| Work to be completed |
Copy each line below in which the word "this" occurs.

| The input |
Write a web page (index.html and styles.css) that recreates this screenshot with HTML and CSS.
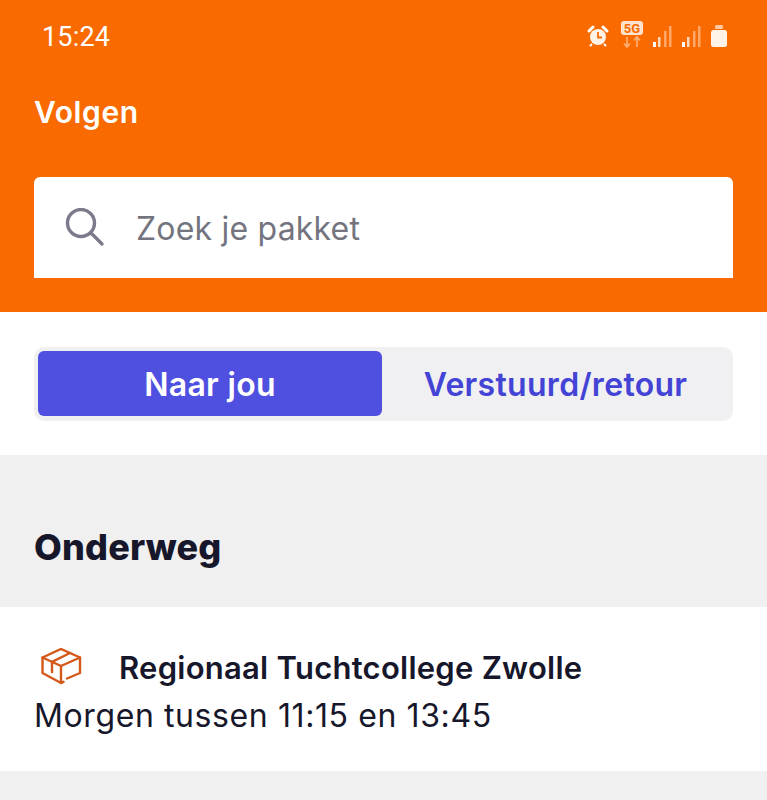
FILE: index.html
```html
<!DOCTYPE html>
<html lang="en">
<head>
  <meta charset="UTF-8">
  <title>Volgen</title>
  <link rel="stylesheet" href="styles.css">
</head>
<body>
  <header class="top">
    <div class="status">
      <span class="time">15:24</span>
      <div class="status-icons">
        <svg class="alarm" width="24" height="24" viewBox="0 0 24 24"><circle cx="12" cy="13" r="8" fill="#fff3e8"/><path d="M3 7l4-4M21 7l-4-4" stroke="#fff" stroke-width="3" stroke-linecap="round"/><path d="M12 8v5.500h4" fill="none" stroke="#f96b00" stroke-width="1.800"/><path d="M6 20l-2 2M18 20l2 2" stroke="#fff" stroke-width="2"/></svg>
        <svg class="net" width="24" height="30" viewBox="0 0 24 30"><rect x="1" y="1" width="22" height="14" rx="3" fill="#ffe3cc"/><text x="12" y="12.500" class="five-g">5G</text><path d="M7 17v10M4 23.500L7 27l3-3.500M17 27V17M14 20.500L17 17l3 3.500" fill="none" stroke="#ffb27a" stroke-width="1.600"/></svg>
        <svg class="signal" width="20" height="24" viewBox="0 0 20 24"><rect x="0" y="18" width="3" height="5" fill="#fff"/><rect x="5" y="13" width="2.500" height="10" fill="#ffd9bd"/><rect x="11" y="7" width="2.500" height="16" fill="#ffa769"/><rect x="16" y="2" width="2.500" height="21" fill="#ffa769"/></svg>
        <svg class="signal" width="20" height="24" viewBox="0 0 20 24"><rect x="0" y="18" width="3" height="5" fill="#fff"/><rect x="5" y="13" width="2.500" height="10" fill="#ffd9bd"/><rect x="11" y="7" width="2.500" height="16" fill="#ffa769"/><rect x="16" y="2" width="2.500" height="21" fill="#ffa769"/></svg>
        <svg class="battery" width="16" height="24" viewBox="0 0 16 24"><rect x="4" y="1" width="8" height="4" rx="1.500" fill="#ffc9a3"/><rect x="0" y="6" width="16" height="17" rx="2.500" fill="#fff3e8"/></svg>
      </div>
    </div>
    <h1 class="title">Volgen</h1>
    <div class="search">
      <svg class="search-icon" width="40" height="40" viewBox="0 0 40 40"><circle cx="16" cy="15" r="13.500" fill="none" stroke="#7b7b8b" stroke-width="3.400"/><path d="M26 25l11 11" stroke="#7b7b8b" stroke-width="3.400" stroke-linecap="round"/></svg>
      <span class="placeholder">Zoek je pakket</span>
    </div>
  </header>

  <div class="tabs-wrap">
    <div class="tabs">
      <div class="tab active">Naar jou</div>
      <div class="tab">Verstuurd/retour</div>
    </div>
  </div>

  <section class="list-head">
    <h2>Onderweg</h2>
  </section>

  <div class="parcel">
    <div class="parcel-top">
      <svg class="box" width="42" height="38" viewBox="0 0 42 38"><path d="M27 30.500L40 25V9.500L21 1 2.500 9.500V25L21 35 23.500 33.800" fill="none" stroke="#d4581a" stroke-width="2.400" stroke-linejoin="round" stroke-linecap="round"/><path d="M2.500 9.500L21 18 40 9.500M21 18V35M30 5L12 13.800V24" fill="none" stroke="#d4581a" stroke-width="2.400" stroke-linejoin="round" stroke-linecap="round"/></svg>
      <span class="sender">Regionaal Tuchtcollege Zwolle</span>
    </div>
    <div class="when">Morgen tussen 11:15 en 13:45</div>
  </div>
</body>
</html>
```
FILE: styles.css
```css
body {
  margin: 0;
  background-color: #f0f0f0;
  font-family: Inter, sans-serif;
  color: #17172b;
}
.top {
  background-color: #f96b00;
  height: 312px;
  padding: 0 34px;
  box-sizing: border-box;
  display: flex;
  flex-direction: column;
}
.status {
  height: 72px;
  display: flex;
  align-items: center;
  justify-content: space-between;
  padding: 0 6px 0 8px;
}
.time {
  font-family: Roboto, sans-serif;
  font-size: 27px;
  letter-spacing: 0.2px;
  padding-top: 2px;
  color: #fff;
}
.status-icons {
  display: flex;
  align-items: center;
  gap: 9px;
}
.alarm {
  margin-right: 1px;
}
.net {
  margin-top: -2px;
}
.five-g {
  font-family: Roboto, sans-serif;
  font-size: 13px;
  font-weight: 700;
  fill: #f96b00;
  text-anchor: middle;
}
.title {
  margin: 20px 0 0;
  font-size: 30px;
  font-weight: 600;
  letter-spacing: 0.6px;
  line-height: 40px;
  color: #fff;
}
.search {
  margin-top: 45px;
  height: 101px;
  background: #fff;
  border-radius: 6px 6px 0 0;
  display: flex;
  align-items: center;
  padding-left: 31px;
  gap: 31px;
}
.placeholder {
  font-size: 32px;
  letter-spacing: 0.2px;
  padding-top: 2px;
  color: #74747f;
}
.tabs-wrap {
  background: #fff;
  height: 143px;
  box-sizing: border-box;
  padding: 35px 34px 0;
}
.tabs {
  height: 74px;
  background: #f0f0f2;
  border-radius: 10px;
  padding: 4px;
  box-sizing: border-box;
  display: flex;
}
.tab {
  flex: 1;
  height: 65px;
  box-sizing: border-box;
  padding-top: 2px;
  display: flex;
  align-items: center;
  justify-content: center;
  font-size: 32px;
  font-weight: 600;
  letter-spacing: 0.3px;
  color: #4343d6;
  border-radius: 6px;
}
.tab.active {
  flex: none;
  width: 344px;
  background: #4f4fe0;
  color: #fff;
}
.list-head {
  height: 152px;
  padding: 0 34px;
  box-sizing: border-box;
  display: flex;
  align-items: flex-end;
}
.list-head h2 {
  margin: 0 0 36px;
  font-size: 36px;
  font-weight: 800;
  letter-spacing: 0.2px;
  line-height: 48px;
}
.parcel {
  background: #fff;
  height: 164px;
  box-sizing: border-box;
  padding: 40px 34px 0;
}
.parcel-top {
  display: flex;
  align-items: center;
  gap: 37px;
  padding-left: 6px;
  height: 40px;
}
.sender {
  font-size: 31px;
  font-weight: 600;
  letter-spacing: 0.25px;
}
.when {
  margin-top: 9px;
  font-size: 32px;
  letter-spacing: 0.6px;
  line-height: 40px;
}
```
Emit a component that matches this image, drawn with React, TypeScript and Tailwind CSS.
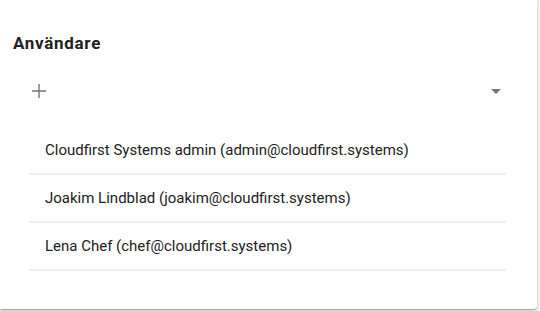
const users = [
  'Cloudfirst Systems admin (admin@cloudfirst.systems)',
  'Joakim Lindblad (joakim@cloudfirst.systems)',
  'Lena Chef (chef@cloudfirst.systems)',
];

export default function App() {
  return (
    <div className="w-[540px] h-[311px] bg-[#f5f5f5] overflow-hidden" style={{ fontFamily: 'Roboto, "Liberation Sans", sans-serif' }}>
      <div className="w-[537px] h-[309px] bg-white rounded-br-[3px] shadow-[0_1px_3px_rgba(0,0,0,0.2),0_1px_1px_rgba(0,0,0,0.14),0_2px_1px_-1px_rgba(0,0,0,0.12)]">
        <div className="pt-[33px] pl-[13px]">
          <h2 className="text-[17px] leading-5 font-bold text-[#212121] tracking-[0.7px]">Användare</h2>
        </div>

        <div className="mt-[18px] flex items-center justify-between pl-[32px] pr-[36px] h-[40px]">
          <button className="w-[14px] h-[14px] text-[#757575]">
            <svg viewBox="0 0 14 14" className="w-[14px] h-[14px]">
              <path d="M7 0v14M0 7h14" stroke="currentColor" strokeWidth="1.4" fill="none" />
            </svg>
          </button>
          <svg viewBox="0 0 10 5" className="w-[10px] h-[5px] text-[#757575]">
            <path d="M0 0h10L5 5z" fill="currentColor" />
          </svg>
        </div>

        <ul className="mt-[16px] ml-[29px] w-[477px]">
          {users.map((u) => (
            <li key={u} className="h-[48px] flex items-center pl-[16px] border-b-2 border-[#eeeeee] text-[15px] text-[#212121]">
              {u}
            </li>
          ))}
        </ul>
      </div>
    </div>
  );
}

| Written response |
Write a web page (index.html and styles.css) that recreates this screenshot with HTML and CSS.
Emit a component that matches this image, drawn with React, TypeScript and Tailwind CSS.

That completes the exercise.